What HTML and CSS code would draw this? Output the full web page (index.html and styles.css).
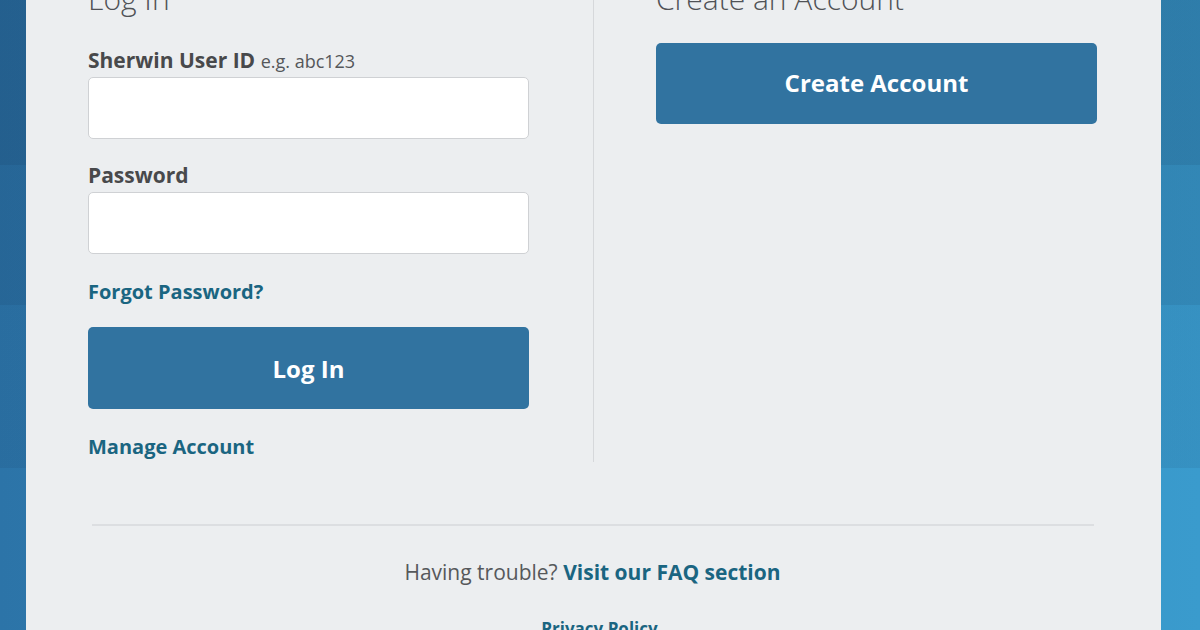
FILE: index.html
```html
<!DOCTYPE html>
<html lang="en">
<head>
<meta charset="utf-8">
<title>Log In</title>
<link rel="stylesheet" href="styles.css">
</head>
<body>
<div class="page">
  <main class="panel">
    <div class="columns">
      <section class="col col-login">
        <h2 class="heading">Log In</h2>
        <label class="label label-uid" for="uid">Sherwin User ID <span class="hint">e.g. abc123</span></label>
        <input class="field field-uid" id="uid" type="text">
        <label class="label label-pw" for="pw">Password</label>
        <input class="field" id="pw" type="password">
        <a class="link link-forgot" href="#">Forgot Password?</a>
        <button class="btn btn-login" type="button">Log In</button>
        <a class="link link-manage" href="#">Manage Account</a>
      </section>
      <section class="col col-create">
        <h2 class="heading">Create an Account</h2>
        <button class="btn btn-create" type="button">Create Account</button>
      </section>
    </div>
    <hr class="rule">
    <p class="trouble">Having trouble? <a class="link" href="#">Visit our FAQ section</a></p>
    <p class="privacy"><a class="link" href="#">Privacy Policy</a></p>
  </main>
</div>
</body>
</html>
```
FILE: styles.css
```css
html, body {
  margin: 0;
  padding: 0;
}
body {
  width: 1200px;
  height: 630px;
  overflow: hidden;
  font-family: "Open Sans", "Liberation Sans", sans-serif;
  background:
    linear-gradient(to bottom,
      rgba(10, 30, 60, 0.24) 0 165px,
      rgba(10, 30, 60, 0.16) 165px 305px,
      rgba(10, 30, 60, 0.08) 305px 468px,
      rgba(10, 30, 60, 0) 468px 630px),
    linear-gradient(to right, #2c74a8 0, #3a9bcd 100%);
}
.page {
  margin-top: -19px;
  padding-left: 26px;
}
.panel {
  width: 1135px;
  background: #eceef0;
  padding-bottom: 40px;
}
.columns {
  display: flex;
}
.col {
  display: flex;
  flex-direction: column;
  align-items: flex-start;
  box-sizing: border-box;
}
.col-login {
  width: 568px;
  padding-left: 62px;
  padding-right: 65px;
  padding-bottom: 2px;
  border-right: 1px solid #d6d8db;
}
.col-create {
  flex: 1;
  padding-left: 62px;
  padding-right: 64px;
}
.heading {
  margin: 0;
  font-size: 30px;
  line-height: 36px;
  font-weight: 300;
  color: #505256;
}
.label {
  margin-top: 29px;
  font-size: 21px;
  line-height: 27px;
  font-weight: 700;
  color: #48494b;
}
.label-uid {
  margin-top: 30px;
}
.label-pw {
  margin-top: 23px;
}
.hint {
  font-size: 18px;
  font-weight: 400;
  color: #55575a;
}
.field {
  margin: 3px 0 0;
  width: 441px;
  height: 62px;
  box-sizing: border-box;
  border: 1px solid #cfd1d4;
  border-radius: 5px;
  background: #ffffff;
  font: inherit;
  padding: 0 12px;
}
.field-uid {
  margin-top: 2px;
}
.link {
  color: #1a6581;
  font-weight: 700;
  text-decoration: none;
}
.link-forgot,
.link-manage {
  font-size: 20px;
  line-height: 27px;
}
.link-forgot {
  margin-top: 24px;
}
.link-manage {
  margin-top: 24px;
}
.btn {
  width: 441px;
  border: 0;
  border-radius: 5px;
  background: #3173a0;
  color: #ffffff;
  font-family: inherit;
  font-size: 24px;
  font-weight: 700;
  padding: 0;
  cursor: pointer;
}
.btn-login {
  margin-top: 22px;
  height: 82px;
}
.btn-create {
  margin-top: 26px;
  height: 81px;
  padding-bottom: 2px;
}
.rule {
  margin: 62px 67px 0 66px;
  border: 0;
  height: 2px;
  background: #dcdee1;
}
.trouble {
  margin: 33px 0 0;
  text-align: center;
  font-size: 21px;
  line-height: 27px;
  color: #56585b;
  padding-right: 2px;
}
.privacy {
  margin: 31px 0 0;
  text-align: center;
  font-size: 17px;
  line-height: 23px;
  padding-left: 12px;
}
```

____________

Strip out the pictures and quote the remaining data word for word.

What HTML and CSS code would draw this? Output the full web page (index.html and styles.css).
FILE: index.html
```html
<!DOCTYPE html>
<html lang="en">
<head>
<meta charset="utf-8">
<title>Log In</title>
<link rel="stylesheet" href="styles.css">
</head>
<body>
<div class="page">
  <main class="panel">
    <div class="columns">
      <section class="col col-login">
        <h2 class="heading">Log In</h2>
        <label class="label label-uid" for="uid">Sherwin User ID <span class="hint">e.g. abc123</span></label>
        <input class="field field-uid" id="uid" type="text">
        <label class="label label-pw" for="pw">Password</label>
        <input class="field" id="pw" type="password">
        <a class="link link-forgot" href="#">Forgot Password?</a>
        <button class="btn btn-login" type="button">Log In</button>
        <a class="link link-manage" href="#">Manage Account</a>
      </section>
      <section class="col col-create">
        <h2 class="heading">Create an Account</h2>
        <button class="btn btn-create" type="button">Create Account</button>
      </section>
    </div>
    <hr class="rule">
    <p class="trouble">Having trouble? <a class="link" href="#">Visit our FAQ section</a></p>
    <p class="privacy"><a class="link" href="#">Privacy Policy</a></p>
  </main>
</div>
</body>
</html>
```
FILE: styles.css
```css
html, body {
  margin: 0;
  padding: 0;
}
body {
  width: 1200px;
  height: 630px;
  overflow: hidden;
  font-family: "Open Sans", "Liberation Sans", sans-serif;
  background:
    linear-gradient(to bottom,
      rgba(10, 30, 60, 0.24) 0 165px,
      rgba(10, 30, 60, 0.16) 165px 305px,
      rgba(10, 30, 60, 0.08) 305px 468px,
      rgba(10, 30, 60, 0) 468px 630px),
    linear-gradient(to right, #2c74a8 0, #3a9bcd 100%);
}
.page {
  margin-top: -19px;
  padding-left: 26px;
}
.panel {
  width: 1135px;
  background: #eceef0;
  padding-bottom: 40px;
}
.columns {
  display: flex;
}
.col {
  display: flex;
  flex-direction: column;
  align-items: flex-start;
  box-sizing: border-box;
}
.col-login {
  width: 568px;
  padding-left: 62px;
  padding-right: 65px;
  padding-bottom: 2px;
  border-right: 1px solid #d6d8db;
}
.col-create {
  flex: 1;
  padding-left: 62px;
  padding-right: 64px;
}
.heading {
  margin: 0;
  font-size: 30px;
  line-height: 36px;
  font-weight: 300;
  color: #505256;
}
.label {
  margin-top: 29px;
  font-size: 21px;
  line-height: 27px;
  font-weight: 700;
  color: #48494b;
}
.label-uid {
  margin-top: 30px;
}
.label-pw {
  margin-top: 23px;
}
.hint {
  font-size: 18px;
  font-weight: 400;
  color: #55575a;
}
.field {
  margin: 3px 0 0;
  width: 441px;
  height: 62px;
  box-sizing: border-box;
  border: 1px solid #cfd1d4;
  border-radius: 5px;
  background: #ffffff;
  font: inherit;
  padding: 0 12px;
}
.field-uid {
  margin-top: 2px;
}
.link {
  color: #1a6581;
  font-weight: 700;
  text-decoration: none;
}
.link-forgot,
.link-manage {
  font-size: 20px;
  line-height: 27px;
}
.link-forgot {
  margin-top: 24px;
}
.link-manage {
  margin-top: 24px;
}
.btn {
  width: 441px;
  border: 0;
  border-radius: 5px;
  background: #3173a0;
  color: #ffffff;
  font-family: inherit;
  font-size: 24px;
  font-weight: 700;
  padding: 0;
  cursor: pointer;
}
.btn-login {
  margin-top: 22px;
  height: 82px;
}
.btn-create {
  margin-top: 26px;
  height: 81px;
  padding-bottom: 2px;
}
.rule {
  margin: 62px 67px 0 66px;
  border: 0;
  height: 2px;
  background: #dcdee1;
}
.trouble {
  margin: 33px 0 0;
  text-align: center;
  font-size: 21px;
  line-height: 27px;
  color: #56585b;
  padding-right: 2px;
}
.privacy {
  margin: 31px 0 0;
  text-align: center;
  font-size: 17px;
  line-height: 23px;
  padding-left: 12px;
}
```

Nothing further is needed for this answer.